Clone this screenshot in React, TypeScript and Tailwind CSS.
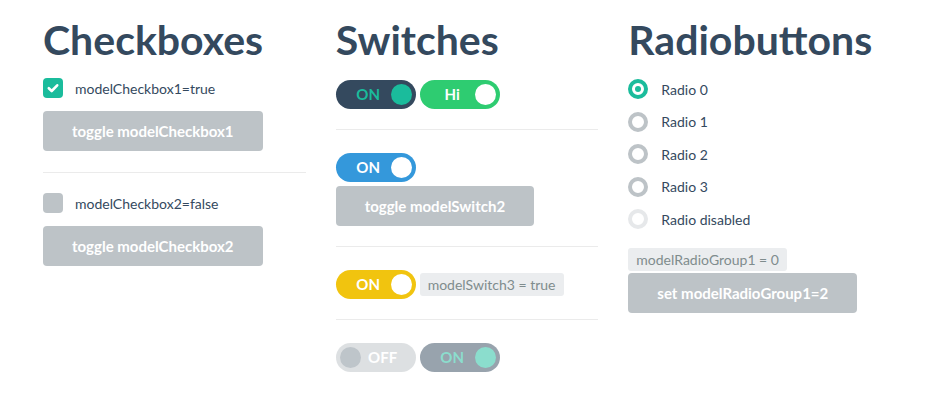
import React from 'react';

type SwitchProps = {
  label: string;
  on: boolean;
  track: string;
  knob: string;
  text: string;
  disabled?: boolean;
};

function Switch({ label, on, track, knob, text, disabled }: SwitchProps) {
  return (
    <div className={`w-[80px] h-[29px] rounded-full flex items-center shrink-0 ${track} ${disabled ? 'opacity-50' : ''}`}>
      {on ? (
        <>
          <span className={`flex-1 pl-[10px] text-center text-[15px] font-bold leading-none ${text}`}>{label}</span>
          <span className={`w-[21px] h-[21px] rounded-full mr-[4px] ${knob}`} />
        </>
      ) : (
        <>
          <span className={`w-[21px] h-[21px] rounded-full ml-[4px] ${knob}`} />
          <span className={`flex-1 pr-[11px] text-center text-[15px] font-bold leading-none ${text}`}>{label}</span>
        </>
      )}
    </div>
  );
}

function Checkbox({ checked, label }: { checked: boolean; label: string }) {
  return (
    <div className="flex items-center h-[20px] gap-[12px]">
      <span className={`w-[20px] h-[20px] rounded-[4px] flex items-center justify-center ${checked ? 'bg-[#1abc9c]' : 'bg-[#bdc3c7]'}`}>
        {checked && (
          <svg width="20" height="20" viewBox="0 0 20 20">
            <path d="M5.8 10.2 L8.7 13 L14.2 7.3" fill="none" stroke="white" strokeWidth="2.6" strokeLinecap="round" strokeLinejoin="round" />
          </svg>
        )}
      </span>
      <span className="text-[14px] text-[#34495e]">{label}</span>
    </div>
  );
}

function Radio({ checked, disabled, label }: { checked?: boolean; disabled?: boolean; label: string }) {
  let ring = 'border-[#bdc3c7]';
  if (checked) ring = 'border-[#1abc9c]';
  if (disabled) ring = 'border-[#e6e8ea]';
  return (
    <div className="flex items-center h-[20px] gap-[13px]">
      <span className={`w-[20px] h-[20px] rounded-full border-[4px] bg-white flex items-center justify-center ${ring}`}>
        {checked && <span className="w-[6px] h-[6px] rounded-full bg-[#1abc9c]" />}
      </span>
      <span className="text-[14px] text-[#34495e]">{label}</span>
    </div>
  );
}

function GrayButton({ children }: { children: React.ReactNode }) {
  return (
    <div className="inline-flex items-center justify-center h-[40px] px-[29px] rounded-[4px] bg-[#bdc3c7] text-white text-[15px] font-bold">
      {children}
    </div>
  );
}

function Tag({ children }: { children: React.ReactNode }) {
  return (
    <div className="inline-flex items-center h-[23px] px-[8px] rounded-[3px] bg-[#ebedef] text-[#7f8c8d] text-[14px]">
      {children}
    </div>
  );
}

const Rule = () => <div className="h-px bg-[#ebebeb]" />;

export default function App() {
  return (
    <div className="w-[937px] h-[419px] bg-white font-['Lato',sans-serif] overflow-hidden">
      <div className="ml-[28px] w-[878px] grid grid-cols-3 pt-[17px]">
        {/* checkboxes */}
        <div className="px-[15px]">
          <h2 className="text-[41px] leading-[45px] font-bold text-[#34495e]">Checkboxes</h2>
          <div className="mt-[16px]">
            <Checkbox checked label="modelCheckbox1=true" />
          </div>
          <div className="mt-[13px]">
            <GrayButton>toggle modelCheckbox1</GrayButton>
          </div>
          <div className="mt-[21px]">
            <Rule />
          </div>
          <div className="mt-[20px]">
            <Checkbox checked={false} label="modelCheckbox2=false" />
          </div>
          <div className="mt-[13px]">
            <GrayButton>toggle modelCheckbox2</GrayButton>
          </div>
        </div>

        {/* switches */}
        <div className="px-[15px]">
          <h2 className="text-[41px] leading-[45px] font-bold text-[#34495e]">Switches</h2>
          <div className="mt-[18px] flex gap-[4px]">
            <Switch label="ON" on track="bg-[#34495e]" knob="bg-[#1abc9c]" text="text-[#1abc9c]" />
            <Switch label="Hi" on track="bg-[#2ecc71]" knob="bg-white" text="text-white" />
          </div>
          <div className="mt-[20px]">
            <Rule />
          </div>
          <div className="mt-[23px]">
            <Switch label="ON" on track="bg-[#3498db]" knob="bg-white" text="text-white" />
          </div>
          <div className="mt-[4px]">
            <GrayButton>toggle modelSwitch2</GrayButton>
          </div>
          <div className="mt-[20px]">
            <Rule />
          </div>
          <div className="mt-[23px] flex items-center gap-[4px]">
            <Switch label="ON" on track="bg-[#f1c40f]" knob="bg-white" text="text-white" />
            <Tag>modelSwitch3 = true</Tag>
          </div>
          <div className="mt-[20px]">
            <Rule />
          </div>
          <div className="mt-[23px] flex gap-[4px]">
            <Switch label="OFF" on={false} disabled track="bg-[#bdc3c7]" knob="bg-[#7f8c97]" text="text-white" />
            <Switch label="ON" on disabled track="bg-[#34495e]" knob="bg-[#1abc9c]" text="text-[#1abc9c]" />
          </div>
        </div>

        {/* radios */}
        <div className="px-[15px]">
          <h2 className="text-[41px] leading-[45px] font-bold text-[#34495e]">Radiobuttons</h2>
          <div className="mt-[17px] flex flex-col gap-[12.5px]">
            <Radio checked label="Radio 0" />
            <Radio label="Radio 1" />
            <Radio label="Radio 2" />
            <Radio label="Radio 3" />
            <Radio disabled label="Radio disabled" />
          </div>
          <div className="mt-[18px]">
            <Tag>modelRadioGroup1 = 0</Tag>
          </div>
          <div className="mt-[2px]">
            <GrayButton>set modelRadioGroup1=2</GrayButton>
          </div>
        </div>
      </div>
    </div>
  );
}
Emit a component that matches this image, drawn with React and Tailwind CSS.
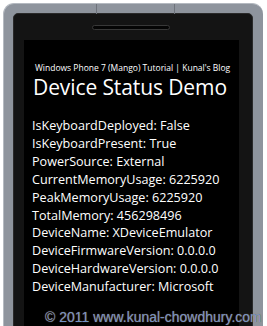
export default function App() {
  const items = [
    "IsKeyboardDeployed: False",
    "IsKeyboardPresent: True",
    "PowerSource: External",
    "CurrentMemoryUsage: 6225920",
    "PeakMemoryUsage: 6225920",
    "TotalMemory: 456298496",
    "DeviceName: XDeviceEmulator",
    "DeviceFirmwareVersion: 0.0.0.0",
    "DeviceHardwareVersion: 0.0.0.0",
    "DeviceManufacturer: Microsoft",
  ];
  return (
    <div className="relative w-[267px] h-[326px] overflow-hidden bg-white pt-[3px] pl-[3px] pr-[4px]">
      <div className="relative h-[360px] rounded-t-[11px] bg-[#8e949d] border-t border-l border-[#b4b9c0] pt-[9px] pl-[9px] pr-[10px]">
        <div className="absolute left-[92px] top-0 w-px h-[10px] bg-[#6e737b]" />
        <div className="absolute left-[170px] top-0 w-px h-[10px] bg-[#6e737b]" />
        <div className="h-full flex flex-col rounded-t-[5px] border border-[#2a2a2a] bg-[#141414] pt-[11px] pl-[10px] pr-[13px]">
          <div className="flex justify-center h-[15px] pr-[2px]">
            <div className="w-[78px] h-[5px] rounded-full bg-[#050505] border border-[#383838]" />
          </div>
          <div className="flex-1 flex flex-col bg-black pt-[22px] pl-[8px] text-white font-['Open_Sans',sans-serif]">
            <div className="pl-[3px] text-[8.5px] leading-[11px]">
              Windows Phone 7 (Mango) Tutorial | Kunal's Blog
            </div>
            <div className="pl-[1px] mt-[2px] text-[21px] leading-[24px] tracking-[-0.1px]">
              Device Status Demo
            </div>
            <div className="mt-[18px] flex flex-col text-[12.6px] leading-[17.9px]">
              {items.map((t) => (
                <div key={t}>{t}</div>
              ))}
            </div>
          </div>
        </div>
      </div>
      <div className="absolute left-[45px] top-[308px] text-[14px] leading-[18px] text-[#6d91c6] font-['Liberation_Sans',Arial,sans-serif] [text-shadow:0_0_1px_#b07a3a]">
        © 2011 www.kunal-chowdhury.com
      </div>
    </div>
  );
}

::::::::

## Task description
Leave out the pictures and retype every line above exactly.

## Output of the exercise
Clone this screenshot in React, TypeScript and Tailwind CSS.
import React from 'react';

type SwitchProps = {
  label: string;
  on: boolean;
  track: string;
  knob: string;
  text: string;
  disabled?: boolean;
};

function Switch({ label, on, track, knob, text, disabled }: SwitchProps) {
  return (
    <div className={`w-[80px] h-[29px] rounded-full flex items-center shrink-0 ${track} ${disabled ? 'opacity-50' : ''}`}>
      {on ? (
        <>
          <span className={`flex-1 pl-[10px] text-center text-[15px] font-bold leading-none ${text}`}>{label}</span>
          <span className={`w-[21px] h-[21px] rounded-full mr-[4px] ${knob}`} />
        </>
      ) : (
        <>
          <span className={`w-[21px] h-[21px] rounded-full ml-[4px] ${knob}`} />
          <span className={`flex-1 pr-[11px] text-center text-[15px] font-bold leading-none ${text}`}>{label}</span>
        </>
      )}
    </div>
  );
}

function Checkbox({ checked, label }: { checked: boolean; label: string }) {
  return (
    <div className="flex items-center h-[20px] gap-[12px]">
      <span className={`w-[20px] h-[20px] rounded-[4px] flex items-center justify-center ${checked ? 'bg-[#1abc9c]' : 'bg-[#bdc3c7]'}`}>
        {checked && (
          <svg width="20" height="20" viewBox="0 0 20 20">
            <path d="M5.8 10.2 L8.7 13 L14.2 7.3" fill="none" stroke="white" strokeWidth="2.6" strokeLinecap="round" strokeLinejoin="round" />
          </svg>
        )}
      </span>
      <span className="text-[14px] text-[#34495e]">{label}</span>
    </div>
  );
}

function Radio({ checked, disabled, label }: { checked?: boolean; disabled?: boolean; label: string }) {
  let ring = 'border-[#bdc3c7]';
  if (checked) ring = 'border-[#1abc9c]';
  if (disabled) ring = 'border-[#e6e8ea]';
  return (
    <div className="flex items-center h-[20px] gap-[13px]">
      <span className={`w-[20px] h-[20px] rounded-full border-[4px] bg-white flex items-center justify-center ${ring}`}>
        {checked && <span className="w-[6px] h-[6px] rounded-full bg-[#1abc9c]" />}
      </span>
      <span className="text-[14px] text-[#34495e]">{label}</span>
    </div>
  );
}

function GrayButton({ children }: { children: React.ReactNode }) {
  return (
    <div className="inline-flex items-center justify-center h-[40px] px-[29px] rounded-[4px] bg-[#bdc3c7] text-white text-[15px] font-bold">
      {children}
    </div>
  );
}

function Tag({ children }: { children: React.ReactNode }) {
  return (
    <div className="inline-flex items-center h-[23px] px-[8px] rounded-[3px] bg-[#ebedef] text-[#7f8c8d] text-[14px]">
      {children}
    </div>
  );
}

const Rule = () => <div className="h-px bg-[#ebebeb]" />;

export default function App() {
  return (
    <div className="w-[937px] h-[419px] bg-white font-['Lato',sans-serif] overflow-hidden">
      <div className="ml-[28px] w-[878px] grid grid-cols-3 pt-[17px]">
        {/* checkboxes */}
        <div className="px-[15px]">
          <h2 className="text-[41px] leading-[45px] font-bold text-[#34495e]">Checkboxes</h2>
          <div className="mt-[16px]">
            <Checkbox checked label="modelCheckbox1=true" />
          </div>
          <div className="mt-[13px]">
            <GrayButton>toggle modelCheckbox1</GrayButton>
          </div>
          <div className="mt-[21px]">
            <Rule />
          </div>
          <div className="mt-[20px]">
            <Checkbox checked={false} label="modelCheckbox2=false" />
          </div>
          <div className="mt-[13px]">
            <GrayButton>toggle modelCheckbox2</GrayButton>
          </div>
        </div>

        {/* switches */}
        <div className="px-[15px]">
          <h2 className="text-[41px] leading-[45px] font-bold text-[#34495e]">Switches</h2>
          <div className="mt-[18px] flex gap-[4px]">
            <Switch label="ON" on track="bg-[#34495e]" knob="bg-[#1abc9c]" text="text-[#1abc9c]" />
            <Switch label="Hi" on track="bg-[#2ecc71]" knob="bg-white" text="text-white" />
          </div>
          <div className="mt-[20px]">
            <Rule />
          </div>
          <div className="mt-[23px]">
            <Switch label="ON" on track="bg-[#3498db]" knob="bg-white" text="text-white" />
          </div>
          <div className="mt-[4px]">
            <GrayButton>toggle modelSwitch2</GrayButton>
          </div>
          <div className="mt-[20px]">
            <Rule />
          </div>
          <div className="mt-[23px] flex items-center gap-[4px]">
            <Switch label="ON" on track="bg-[#f1c40f]" knob="bg-white" text="text-white" />
            <Tag>modelSwitch3 = true</Tag>
          </div>
          <div className="mt-[20px]">
            <Rule />
          </div>
          <div className="mt-[23px] flex gap-[4px]">
            <Switch label="OFF" on={false} disabled track="bg-[#bdc3c7]" knob="bg-[#7f8c97]" text="text-white" />
            <Switch label="ON" on disabled track="bg-[#34495e]" knob="bg-[#1abc9c]" text="text-[#1abc9c]" />
          </div>
        </div>

        {/* radios */}
        <div className="px-[15px]">
          <h2 className="text-[41px] leading-[45px] font-bold text-[#34495e]">Radiobuttons</h2>
          <div className="mt-[17px] flex flex-col gap-[12.5px]">
            <Radio checked label="Radio 0" />
            <Radio label="Radio 1" />
            <Radio label="Radio 2" />
            <Radio label="Radio 3" />
            <Radio disabled label="Radio disabled" />
          </div>
          <div className="mt-[18px]">
            <Tag>modelRadioGroup1 = 0</Tag>
          </div>
          <div className="mt-[2px]">
            <GrayButton>set modelRadioGroup1=2</GrayButton>
          </div>
        </div>
      </div>
    </div>
  );
}
Emit a component that matches this image, drawn with React and Tailwind CSS.
export default function App() {
  const items = [
    "IsKeyboardDeployed: False",
    "IsKeyboardPresent: True",
    "PowerSource: External",
    "CurrentMemoryUsage: 6225920",
    "PeakMemoryUsage: 6225920",
    "TotalMemory: 456298496",
    "DeviceName: XDeviceEmulator",
    "DeviceFirmwareVersion: 0.0.0.0",
    "DeviceHardwareVersion: 0.0.0.0",
    "DeviceManufacturer: Microsoft",
  ];
  return (
    <div className="relative w-[267px] h-[326px] overflow-hidden bg-white pt-[3px] pl-[3px] pr-[4px]">
      <div className="relative h-[360px] rounded-t-[11px] bg-[#8e949d] border-t border-l border-[#b4b9c0] pt-[9px] pl-[9px] pr-[10px]">
        <div className="absolute left-[92px] top-0 w-px h-[10px] bg-[#6e737b]" />
        <div className="absolute left-[170px] top-0 w-px h-[10px] bg-[#6e737b]" />
        <div className="h-full flex flex-col rounded-t-[5px] border border-[#2a2a2a] bg-[#141414] pt-[11px] pl-[10px] pr-[13px]">
          <div className="flex justify-center h-[15px] pr-[2px]">
            <div className="w-[78px] h-[5px] rounded-full bg-[#050505] border border-[#383838]" />
          </div>
          <div className="flex-1 flex flex-col bg-black pt-[22px] pl-[8px] text-white font-['Open_Sans',sans-serif]">
            <div className="pl-[3px] text-[8.5px] leading-[11px]">
              Windows Phone 7 (Mango) Tutorial | Kunal's Blog
            </div>
            <div className="pl-[1px] mt-[2px] text-[21px] leading-[24px] tracking-[-0.1px]">
              Device Status Demo
            </div>
            <div className="mt-[18px] flex flex-col text-[12.6px] leading-[17.9px]">
              {items.map((t) => (
                <div key={t}>{t}</div>
              ))}
            </div>
          </div>
        </div>
      </div>
      <div className="absolute left-[45px] top-[308px] text-[14px] leading-[18px] text-[#6d91c6] font-['Liberation_Sans',Arial,sans-serif] [text-shadow:0_0_1px_#b07a3a]">
        © 2011 www.kunal-chowdhury.com
      </div>
    </div>
  );
}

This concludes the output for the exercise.